TASK DESCRIPTION: Write out the material exactly, with the pictures left out.

MATERIAL PROVIDED:
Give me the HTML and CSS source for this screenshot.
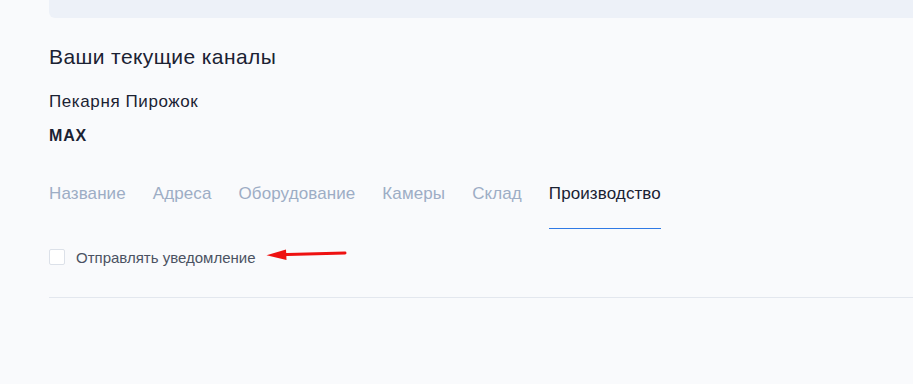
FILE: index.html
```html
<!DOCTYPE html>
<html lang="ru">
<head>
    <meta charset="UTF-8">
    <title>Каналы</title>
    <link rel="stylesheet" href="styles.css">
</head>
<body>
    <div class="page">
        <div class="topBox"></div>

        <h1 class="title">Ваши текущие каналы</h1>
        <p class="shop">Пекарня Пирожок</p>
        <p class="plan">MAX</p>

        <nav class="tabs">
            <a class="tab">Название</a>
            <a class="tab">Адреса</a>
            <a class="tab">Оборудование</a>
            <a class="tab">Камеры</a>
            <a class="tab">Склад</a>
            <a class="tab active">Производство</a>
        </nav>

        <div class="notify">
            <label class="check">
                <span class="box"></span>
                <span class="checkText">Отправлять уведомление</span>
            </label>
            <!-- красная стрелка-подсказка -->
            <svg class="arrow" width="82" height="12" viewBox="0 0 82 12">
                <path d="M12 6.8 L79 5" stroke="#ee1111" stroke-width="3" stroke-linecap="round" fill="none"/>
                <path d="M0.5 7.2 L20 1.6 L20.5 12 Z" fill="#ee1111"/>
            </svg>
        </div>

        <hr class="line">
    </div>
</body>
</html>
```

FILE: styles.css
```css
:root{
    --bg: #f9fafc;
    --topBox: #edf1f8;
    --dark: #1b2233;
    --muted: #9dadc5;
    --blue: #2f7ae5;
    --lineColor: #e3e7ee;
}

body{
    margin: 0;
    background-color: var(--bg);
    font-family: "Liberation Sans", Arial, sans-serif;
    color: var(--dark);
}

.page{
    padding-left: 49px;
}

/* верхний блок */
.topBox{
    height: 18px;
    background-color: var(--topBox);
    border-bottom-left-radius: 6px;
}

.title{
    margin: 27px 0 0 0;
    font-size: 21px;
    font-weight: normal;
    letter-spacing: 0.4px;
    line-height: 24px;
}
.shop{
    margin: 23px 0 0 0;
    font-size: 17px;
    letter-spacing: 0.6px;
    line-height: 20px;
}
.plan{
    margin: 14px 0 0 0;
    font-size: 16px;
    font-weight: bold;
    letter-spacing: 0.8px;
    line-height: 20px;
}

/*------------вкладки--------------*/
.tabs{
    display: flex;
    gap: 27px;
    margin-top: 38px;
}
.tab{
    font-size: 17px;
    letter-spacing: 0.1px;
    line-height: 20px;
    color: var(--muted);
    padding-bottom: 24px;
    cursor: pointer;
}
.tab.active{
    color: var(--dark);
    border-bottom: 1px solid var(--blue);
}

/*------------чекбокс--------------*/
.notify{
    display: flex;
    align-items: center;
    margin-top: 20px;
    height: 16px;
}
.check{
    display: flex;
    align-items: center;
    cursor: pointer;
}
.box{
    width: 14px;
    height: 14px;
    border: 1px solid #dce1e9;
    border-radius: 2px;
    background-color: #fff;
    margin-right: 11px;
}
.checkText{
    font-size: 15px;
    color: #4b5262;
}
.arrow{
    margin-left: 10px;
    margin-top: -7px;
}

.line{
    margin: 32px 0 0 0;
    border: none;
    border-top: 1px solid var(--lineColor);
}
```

RESULT OF THIS EXERCISE:
Give me the HTML and CSS source for this screenshot.
FILE: index.html
```html
<!DOCTYPE html>
<html lang="ru">
<head>
    <meta charset="UTF-8">
    <title>Каналы</title>
    <link rel="stylesheet" href="styles.css">
</head>
<body>
    <div class="page">
        <div class="topBox"></div>

        <h1 class="title">Ваши текущие каналы</h1>
        <p class="shop">Пекарня Пирожок</p>
        <p class="plan">MAX</p>

        <nav class="tabs">
            <a class="tab">Название</a>
            <a class="tab">Адреса</a>
            <a class="tab">Оборудование</a>
            <a class="tab">Камеры</a>
            <a class="tab">Склад</a>
            <a class="tab active">Производство</a>
        </nav>

        <div class="notify">
            <label class="check">
                <span class="box"></span>
                <span class="checkText">Отправлять уведомление</span>
            </label>
            <!-- красная стрелка-подсказка -->
            <svg class="arrow" width="82" height="12" viewBox="0 0 82 12">
                <path d="M12 6.8 L79 5" stroke="#ee1111" stroke-width="3" stroke-linecap="round" fill="none"/>
                <path d="M0.5 7.2 L20 1.6 L20.5 12 Z" fill="#ee1111"/>
            </svg>
        </div>

        <hr class="line">
    </div>
</body>
</html>
```

FILE: styles.css
```css
:root{
    --bg: #f9fafc;
    --topBox: #edf1f8;
    --dark: #1b2233;
    --muted: #9dadc5;
    --blue: #2f7ae5;
    --lineColor: #e3e7ee;
}

body{
    margin: 0;
    background-color: var(--bg);
    font-family: "Liberation Sans", Arial, sans-serif;
    color: var(--dark);
}

.page{
    padding-left: 49px;
}

/* верхний блок */
.topBox{
    height: 18px;
    background-color: var(--topBox);
    border-bottom-left-radius: 6px;
}

.title{
    margin: 27px 0 0 0;
    font-size: 21px;
    font-weight: normal;
    letter-spacing: 0.4px;
    line-height: 24px;
}
.shop{
    margin: 23px 0 0 0;
    font-size: 17px;
    letter-spacing: 0.6px;
    line-height: 20px;
}
.plan{
    margin: 14px 0 0 0;
    font-size: 16px;
    font-weight: bold;
    letter-spacing: 0.8px;
    line-height: 20px;
}

/*------------вкладки--------------*/
.tabs{
    display: flex;
    gap: 27px;
    margin-top: 38px;
}
.tab{
    font-size: 17px;
    letter-spacing: 0.1px;
    line-height: 20px;
    color: var(--muted);
    padding-bottom: 24px;
    cursor: pointer;
}
.tab.active{
    color: var(--dark);
    border-bottom: 1px solid var(--blue);
}

/*------------чекбокс--------------*/
.notify{
    display: flex;
    align-items: center;
    margin-top: 20px;
    height: 16px;
}
.check{
    display: flex;
    align-items: center;
    cursor: pointer;
}
.box{
    width: 14px;
    height: 14px;
    border: 1px solid #dce1e9;
    border-radius: 2px;
    background-color: #fff;
    margin-right: 11px;
}
.checkText{
    font-size: 15px;
    color: #4b5262;
}
.arrow{
    margin-left: 10px;
    margin-top: -7px;
}

.line{
    margin: 32px 0 0 0;
    border: none;
    border-top: 1px solid var(--lineColor);
}
```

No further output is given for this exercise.